My thoughts are more on how accurate the settings chart is, and if there is a usable Y/M dual filtration sheet for it
If you are offered a two filter option for each grade, consider using it.
That approach - speed matching - is intended to make it easier to change contrast without there being large amounts of change in exposure.
The speed matching is usually based on an upper mid-tone - something close to un-tanned Caucasian skin.
So a typical workflow is doing test prints until you get an exposure that results in good upper mid-tones, and then use that exposure when doing further tests with different contrast settings, in order to adjust how the shadows appear and the other tones render.
The results will depend on the age of the paper and the condition of the dichroic filters in your enlarger.
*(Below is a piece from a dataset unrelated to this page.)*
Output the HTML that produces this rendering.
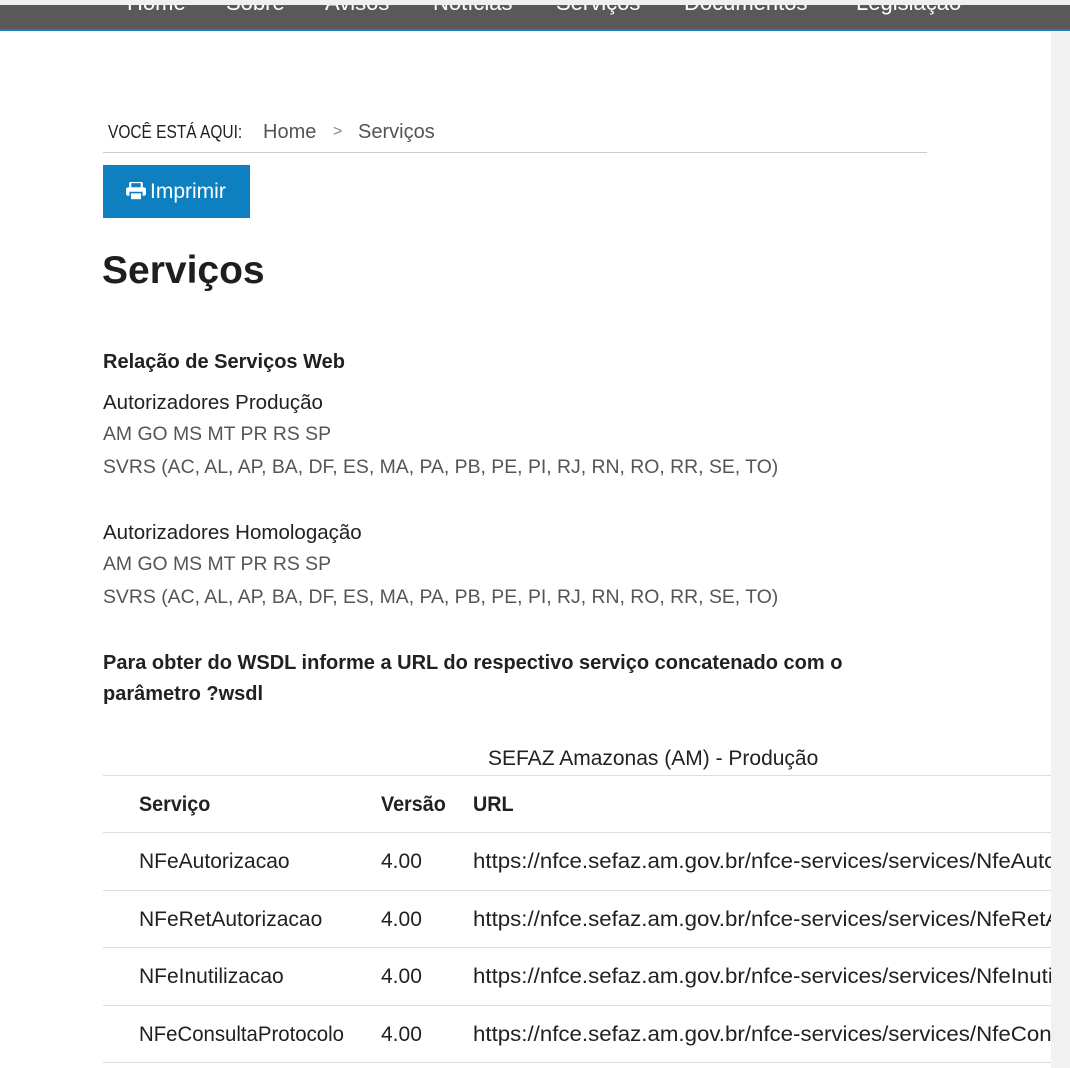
<!DOCTYPE html>
<html><head><meta charset="utf-8">
<style>
*{margin:0;padding:0;box-sizing:border-box}
html,body{width:1070px;height:1068px;overflow:hidden;background:#fff;font-family:"Liberation Sans",Arial,sans-serif;color:#212121}
.a{position:absolute;white-space:nowrap}
.top{position:absolute;left:0;top:0;width:1070px;height:5px;background:#f0f0f0}
.nav{position:absolute;left:0;top:5px;width:1070px;height:26px;background:#5a5859;border-bottom:2px solid #1a7fc0;overflow:hidden}
.nav span{position:absolute;top:-15px;color:#fff;font-size:22px}
.sb{position:absolute;left:1051px;top:32px;width:19px;height:1036px;background:#f1f1f1}
.g{color:#555;font-size:19.4px!important}
.hl{position:absolute;left:103px;width:948px;height:1px;background:#ddd}
.t{font-size:21px}
.u{transform:scaleX(1.06);transform-origin:left}
</style></head><body>
<div class="top"></div>
<div class="nav">
<span style="left:127px">Home</span><span style="left:226px">Sobre</span><span style="left:325px">Avisos</span><span style="left:433px">Notícias</span><span style="left:556px">Serviços</span><span style="left:684px">Documentos</span><span style="left:856px">Legislação</span>
</div>
<div class="sb"></div>

<div class="a" style="left:108px;top:122px;font-size:18px;transform:scaleX(.86);transform-origin:left">VOCÊ ESTÁ AQUI:</div>
<div class="a" style="left:263px;top:121px;font-size:20px;color:#555">Home</div>
<div class="a" style="left:333px;top:123px;font-size:16px;color:#888">&gt;</div>
<div class="a" style="left:358px;top:121px;font-size:20px;color:#555">Serviços</div>
<div class="a" style="left:103px;top:152px;width:824px;height:1px;background:#ccc"></div>

<div class="a" style="left:103px;top:165px;width:147px;height:53px;background:#0e80c0;color:#fff;font-size:21px;line-height:53px;padding-left:23px">
<svg width="20" height="18" viewBox="0 0 19 17" style="vertical-align:-2px;margin-right:4px"><rect x="4" y="0" width="11" height="6" rx="1.5" fill="none" stroke="#fff" stroke-width="2"/><rect x="0" y="5" width="19" height="8" rx="2" fill="#fff"/><rect x="4" y="10" width="11" height="7" fill="#fff" stroke="#0e80c0" stroke-width="1.5"/><rect x="5" y="11" width="9" height="5" fill="#fff"/></svg>Imprimir</div>

<div class="a" style="left:102px;top:249px;font-size:39px;font-weight:bold;color:#1e1e1e">Serviços</div>

<div class="a" style="left:103px;top:351px;font-size:20px;font-weight:bold">Relação de Serviços Web</div>
<div class="a" style="left:103px;top:391px;font-size:20.5px">Autorizadores Produção</div>
<div class="a g" style="left:103px;top:423px">AM GO MS MT PR RS SP</div>
<div class="a g" style="left:103px;top:456px">SVRS (AC, AL, AP, BA, DF, ES, MA, PA, PB, PE, PI, RJ, RN, RO, RR, SE, TO)</div>
<div class="a" style="left:103px;top:521px;font-size:20.5px">Autorizadores Homologação</div>
<div class="a g" style="left:103px;top:553px">AM GO MS MT PR RS SP</div>
<div class="a g" style="left:103px;top:586px">SVRS (AC, AL, AP, BA, DF, ES, MA, PA, PB, PE, PI, RJ, RN, RO, RR, SE, TO)</div>
<div class="a" style="left:103px;top:652px;font-size:20px;font-weight:bold">Para obter do WSDL informe a URL do respectivo serviço concatenado com o</div>
<div class="a" style="left:103px;top:683px;font-size:20px;font-weight:bold">parâmetro ?wsdl</div>

<div class="a t" style="left:488px;top:747px">SEFAZ Amazonas (AM) - Produção</div>
<div class="hl" style="top:775px"></div>
<div class="a" style="left:139px;top:793px;font-size:21px;font-weight:bold;transform:scaleX(.94);transform-origin:left">Serviço</div>
<div class="a" style="left:381px;top:793px;font-size:21px;font-weight:bold;transform:scaleX(.94);transform-origin:left">Versão</div>
<div class="a" style="left:473px;top:793px;font-size:21px;font-weight:bold;transform:scaleX(.94);transform-origin:left">URL</div>
<div class="hl" style="top:832px"></div>

<div style="position:absolute;left:0;top:0;width:1051px;height:1068px;overflow:hidden">
<div class="a t" style="left:139px;top:850px">NFeAutorizacao</div>
<div class="a t" style="left:381px;top:850px">4.00</div>
<div class="a t u" style="left:473px;top:850px">https://nfce.sefaz.am.gov.br/nfce-services/services/NfeAutorizacao4</div>
<div class="a t" style="left:139px;top:908px">NFeRetAutorizacao</div>
<div class="a t" style="left:381px;top:908px">4.00</div>
<div class="a t u" style="left:473px;top:908px">https://nfce.sefaz.am.gov.br/nfce-services/services/NfeRetAutorizacao4</div>
<div class="a t" style="left:139px;top:965px">NFeInutilizacao</div>
<div class="a t" style="left:381px;top:965px">4.00</div>
<div class="a t u" style="left:473px;top:965px">https://nfce.sefaz.am.gov.br/nfce-services/services/NfeInutilizacao4</div>
<div class="a t" style="left:139px;top:1023px;transform:scaleX(.97);transform-origin:left">NFeConsultaProtocolo</div>
<div class="a t" style="left:381px;top:1023px">4.00</div>
<div class="a t u" style="left:473px;top:1023px">https://nfce.sefaz.am.gov.br/nfce-services/services/NfeConsulta4</div>
</div>
<div class="hl" style="top:890px"></div>
<div class="hl" style="top:947px"></div>
<div class="hl" style="top:1005px"></div>
<div class="hl" style="top:1062px"></div>
</body></html>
The real answer is that you're learning...... remember the 10,000 hrs. As Ansel Adams suggested a big garbage can in the darkroom...& it will inevitably cost you time and paper.
and as someone still trying to figure out the contrast difference between 1,2,3,4,5, and then tossing in the HALF grads... having an idea to figure out how it would improve a frame with each one is a killer
I use the two filter option all the time.
If this is a reference to Y+M then I found that Ilford's Y + M operates quite well in maintaining exposures between grades 2-3. Beyond that they don't and this is clear when you see that at lower than grade 2 or above 3 either Y or M predominates and exposures alter This is fine but it means that the OP has to do some testing for the correct exposure. He seems reluctant to do this. If that is the case then Ilford filters maintain the same exposure until you get to grades 4-5 where you simply double the exposure.
OK with the change to the more constant speeds of the new Ilford Delux paper my impression( based on paper speeds) is that grades 4-5 should not require double exposure so some testing may be required .
However keeping matters simple which is what I think the OP wants to do it would seem that Ilford filters are easier to use
pentaxuser
It does not matter what grade it is. How does the print look? That is what is important. 2.0? or 2.1? or 2.113? who cares?
You illustrated the problem with overwhelming choices... all three test strips look flat after you tried 2.0, 2.1 and 2.113
Try bigger filtration changes to get test strips closer to 2, 3 and 4.
But fundamentally you are right to say who cares whether it's 2.1, 3.3 and 4.1
So whether or not Ilford's numbers "work" for this paper doesn't matter so much. I hope the numbers give enough change to be noticeable. They are probably fine.
Pity hands-on darkroom workshops aren't commonly available these days. Twenty minutes of good instruction hands-on is better than reading every darn book out there. It's easy to overcomplicate all this. I'd start by ignoring grade jargon totally, unless you to happen to be working with one of the very few graded papers still on the market. It's like specifying harness sizes for dinosaurs. VC papers allow a contrast continuum. Start with you colorhead set to zero on all settings, and try a test strip. Need more contrast? - add some Magenta. Need less, add some Yellow instead. It takes some practice before all this gets intuitive. There's simply no way around that. Most of the time I only need a single test strip to tell me everything I need to do.